▸ To do
Copy each line below that contains "components".
[Begin Raw data]
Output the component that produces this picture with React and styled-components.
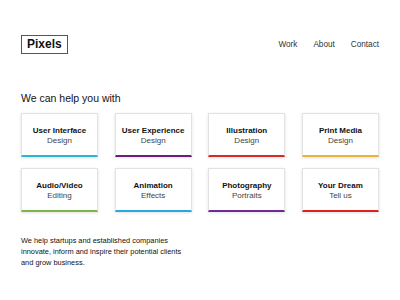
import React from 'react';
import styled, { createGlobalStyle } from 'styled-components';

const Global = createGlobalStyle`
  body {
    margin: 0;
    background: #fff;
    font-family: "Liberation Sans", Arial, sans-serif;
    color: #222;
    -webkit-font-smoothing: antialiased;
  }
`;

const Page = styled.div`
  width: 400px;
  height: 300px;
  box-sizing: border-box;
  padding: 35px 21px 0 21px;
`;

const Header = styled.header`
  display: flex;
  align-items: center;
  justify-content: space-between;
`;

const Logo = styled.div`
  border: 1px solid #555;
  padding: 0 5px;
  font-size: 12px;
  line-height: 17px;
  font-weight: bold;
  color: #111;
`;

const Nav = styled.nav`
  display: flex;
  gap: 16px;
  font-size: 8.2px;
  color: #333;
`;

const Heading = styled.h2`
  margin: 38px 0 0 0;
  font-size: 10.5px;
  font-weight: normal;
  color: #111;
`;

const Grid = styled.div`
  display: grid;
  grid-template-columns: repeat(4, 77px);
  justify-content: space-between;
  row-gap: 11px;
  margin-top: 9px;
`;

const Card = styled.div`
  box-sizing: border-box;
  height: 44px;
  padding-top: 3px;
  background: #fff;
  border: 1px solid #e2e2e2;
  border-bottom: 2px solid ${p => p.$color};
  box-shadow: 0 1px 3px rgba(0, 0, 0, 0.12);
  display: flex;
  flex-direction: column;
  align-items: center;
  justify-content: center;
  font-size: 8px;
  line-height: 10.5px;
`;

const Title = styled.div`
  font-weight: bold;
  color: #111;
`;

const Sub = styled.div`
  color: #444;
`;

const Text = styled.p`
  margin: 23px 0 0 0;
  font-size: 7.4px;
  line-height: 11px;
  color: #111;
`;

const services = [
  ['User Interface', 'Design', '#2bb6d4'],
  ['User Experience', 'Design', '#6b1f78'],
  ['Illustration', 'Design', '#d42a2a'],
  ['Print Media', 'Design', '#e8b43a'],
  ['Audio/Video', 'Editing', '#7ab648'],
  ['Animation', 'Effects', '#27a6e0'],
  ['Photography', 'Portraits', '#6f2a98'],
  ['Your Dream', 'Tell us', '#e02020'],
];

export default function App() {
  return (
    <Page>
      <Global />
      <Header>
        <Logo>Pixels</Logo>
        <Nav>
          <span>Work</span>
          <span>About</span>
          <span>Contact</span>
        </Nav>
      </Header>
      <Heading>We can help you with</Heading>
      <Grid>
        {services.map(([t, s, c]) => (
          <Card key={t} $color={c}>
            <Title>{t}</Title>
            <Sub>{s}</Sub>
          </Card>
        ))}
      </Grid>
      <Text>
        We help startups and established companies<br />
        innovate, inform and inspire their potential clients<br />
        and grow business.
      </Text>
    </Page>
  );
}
[End Raw data]
▸ Written response
Output the component that produces this picture with React and styled-components.
import styled, { createGlobalStyle } from 'styled-components';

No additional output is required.